Nicole Hernandez Hammer: Helping Neighborhoods Prepare for Sea Level Rise

Nicole Hernandez Hammer

Photo: Audrey Eyring/UCS

In South Florida, Miami Beach garners the most headlines, and expensive solutions related to sea level rise–induced flooding; hundreds of millions of dollars have already been invested in pumps and other mitigating measures. Over the bridge in the city of Miami, however, entire neighborhoods are at the mercy of rising seas with little planning or money invested to help them—and many residents aren’t aware that the sunny-day flooding ruining their cars and closing their roads is caused by sea level rise. UCS Climate Science and Community Advocate Nicole Hernandez Hammer has worked the last several years to change this.

Hammer has spent much of her professional life studying the effects of sea level rise and climate change on her beloved city. In the last decade, she’s created maps of Miami’s lowest-lying neighborhoods, where high tides are likely to cause flooding, and then visited those at-risk neighborhoods to confirm the inundation.

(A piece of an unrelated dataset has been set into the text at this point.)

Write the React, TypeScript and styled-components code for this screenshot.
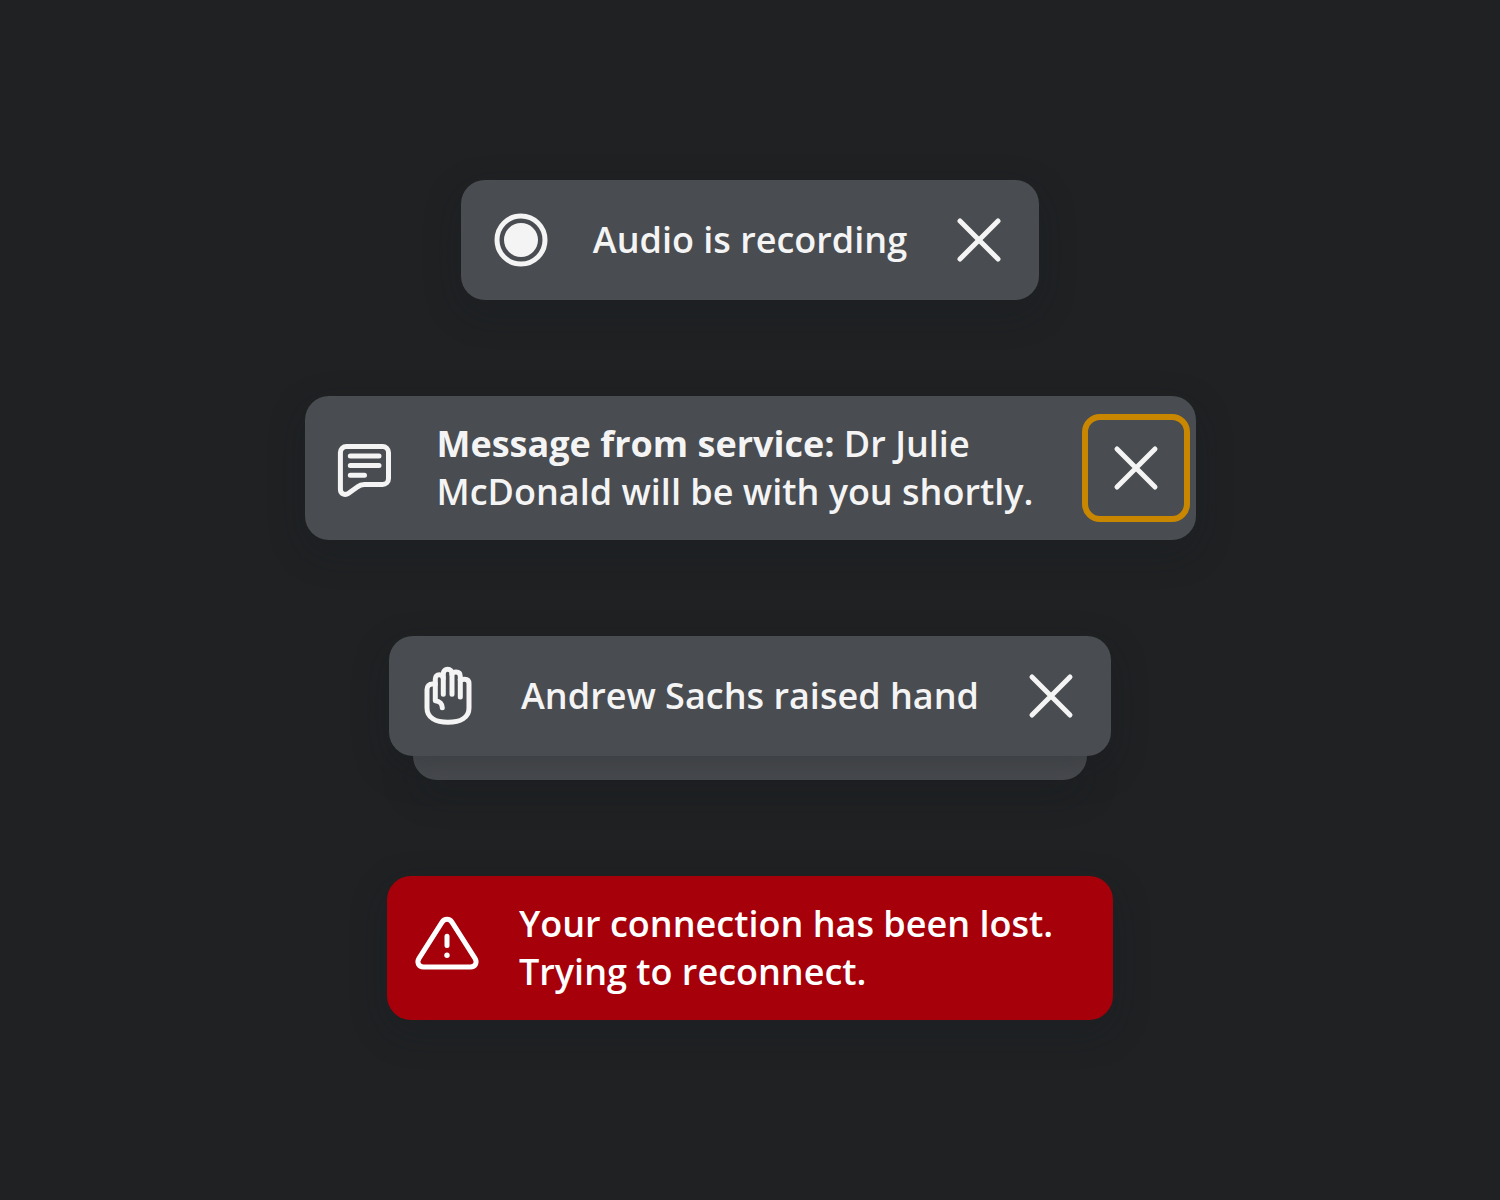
import React from "react";
import styled, { createGlobalStyle } from "styled-components";

const GlobalStyle = createGlobalStyle`
  *, *::before, *::after {
    box-sizing: border-box;
  }
  body {
    margin: 0;
    background: #1f2123;
    font-family: "Open Sans", "Noto Sans", sans-serif;
  }
`;

const Page = styled.main`
  display: flex;
  flex-direction: column;
  align-items: center;
  justify-content: center;
  gap: 96px;
  min-height: 100vh;
  padding: 48px 24px;
`;

const Stack = styled.div`
  display: flex;
  flex-direction: column;
  max-width: 100%;
`;

const StackedEdge = styled.div`
  height: 24px;
  margin: 0 24px;
  border-radius: 0 0 24px 24px;
  background: #494c50;
  box-shadow: 0 12px 36px rgba(26, 28, 33, 0.28);
`;

const Toast = styled.div<{ $tone?: "error" }>`
  position: relative;
  z-index: 1;
  display: flex;
  align-items: center;
  max-width: 100%;
  padding: 12px 12px 12px 24px;
  border-radius: 24px;
  color: ${(p) => (p.$tone === "error" ? "#ffffff" : "#f4f4f4")};
  background: ${(p) => (p.$tone === "error" ? "#a6000a" : "#494c50")};
  box-shadow: 0 12px 36px rgba(26, 28, 33, 0.28);
`;

const Icon = styled.svg`
  flex: none;
  width: 72px;
  height: 72px;
  fill: none;
  stroke: currentColor;
  stroke-width: 5;
  stroke-linecap: round;
  stroke-linejoin: round;
`;

const Message = styled.p<{ $last?: boolean }>`
  max-width: 627px;
  margin: 0;
  padding: 12px ${(p) => (p.$last ? 48 : 24)}px 12px 36px;
  box-sizing: content-box;
  font-size: 36px;
  line-height: 48px;
  font-weight: 600;
`;

const WideMessage = styled(Message)`
  width: 627px;
`;

const Sender = styled.strong`
  font-weight: 700;
`;

const Close = styled.button<{ $focused?: boolean }>`
  display: flex;
  flex: none;
  align-items: center;
  justify-content: center;
  width: 96px;
  height: 96px;
  padding: 0;
  border: 0;
  border-radius: 12px;
  color: inherit;
  background: transparent;
  cursor: pointer;
  outline: ${(p) => (p.$focused ? "6px solid #c98700" : "none")};

  &:focus-visible {
    outline: 6px solid #c98700;
  }
`;

function CloseButton({ focused }: { focused?: boolean }) {
  return (
    <Close type="button" aria-label="Dismiss" $focused={focused}>
      <Icon viewBox="0 0 72 72" aria-hidden="true">
        <path d="M17 17 55 55M55 17 17 55" />
      </Icon>
    </Close>
  );
}

function RecordIcon() {
  return (
    <Icon viewBox="0 0 72 72" aria-hidden="true">
      <circle cx="36" cy="36" r="24" />
      <circle cx="36" cy="36" r="17" fill="currentColor" stroke="none" />
    </Icon>
  );
}

function ChatIcon() {
  return (
    <Icon viewBox="0 0 72 72" aria-hidden="true">
      <path d="M17.4 14.5H53.5a6 6 0 0 1 6 6V46.5a6 6 0 0 1-6 6H35.5c-3 0-5 .7-7.2 2.5L19.6 61.2c-3.4 2.4-8.2.9-8.2-4V20.5a6 6 0 0 1 6-6Z" />
      <path d="M21.3 24H50M21.3 33.6H50M21.3 43.2H35.5" />
    </Icon>
  );
}

function HandIcon() {
  return (
    <Icon viewBox="0 0 72 72" aria-hidden="true">
      <path d="M22.3 24H19.5c-3.4 0-5.5 2.2-5.5 5.5V48c0 9.6 8.6 14.3 21 14.3S56 57.6 56 48V23.7c0-2.9-1.6-4.5-4.3-4.5s-4.4.8-4.4.8" />
      <path d="M29.3 47.7c0-3.7-2.6-6.7-7-7V19c0-2.7 1.5-4.3 4-4.3s4 1.6 4 4.3V34.3" />
      <path d="M30.3 18V13.7c0-2.8 1.7-4.4 4.35-4.4S39 10.9 39 13.7V34.3" />
      <path d="M39 14c.6-1.3 2-2 4-2 2.8 0 4.3 1.6 4.3 4.4V37" />
    </Icon>
  );
}

function WarningIcon() {
  return (
    <Icon viewBox="0 0 72 72" aria-hidden="true">
      <path d="M30.9 10.3c2.5-4 7.7-4 10.2 0L64 46.4c2.6 4.2.3 8.6-4.5 8.6h-47c-4.8 0-7.1-4.4-4.5-8.6Z" />
      <path d="M36 24.2V33.6" />
      <circle cx="36" cy="43.3" r="2.7" fill="currentColor" stroke="none" />
    </Icon>
  );
}

export default function App() {
  return (
    <>
      <GlobalStyle />
      <Page>
        <Toast role="status">
          <RecordIcon />
          <Message>Audio is recording</Message>
          <CloseButton />
        </Toast>

        <Toast role="status">
          <ChatIcon />
          <WideMessage>
            <Sender>Message from service:</Sender> Dr Julie
            <br />
            McDonald will be with you shortly.
          </WideMessage>
          <CloseButton focused />
        </Toast>

        <Stack>
          <Toast role="status">
            <HandIcon />
            <Message>Andrew Sachs raised hand</Message>
            <CloseButton />
          </Toast>
          <StackedEdge />
        </Stack>

        <Toast role="alert" $tone="error">
          <WarningIcon />
          <Message $last>
            Your connection has been lost.
            <br />
            Trying to reconnect.
          </Message>
        </Toast>
      </Page>
    </>
  );
}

In the predominantly Hispanic neighborhood of Shorecrest, on Miami’s upper east side, Hammer brought together community leaders and nonprofit partners at events where she explained the science behind Shorecrest’s flooding, and how it was likely to get worse. It took more than a year to draft, but the Shorecrest sustainability manager recently sent Hammer the neighborhood’s preliminary plans to address chronic inundation. Hammer’s science education and advocacy, combined with a community’s initiative for preservation, may well have saved one neighborhood from being caught unaware by worsening floods.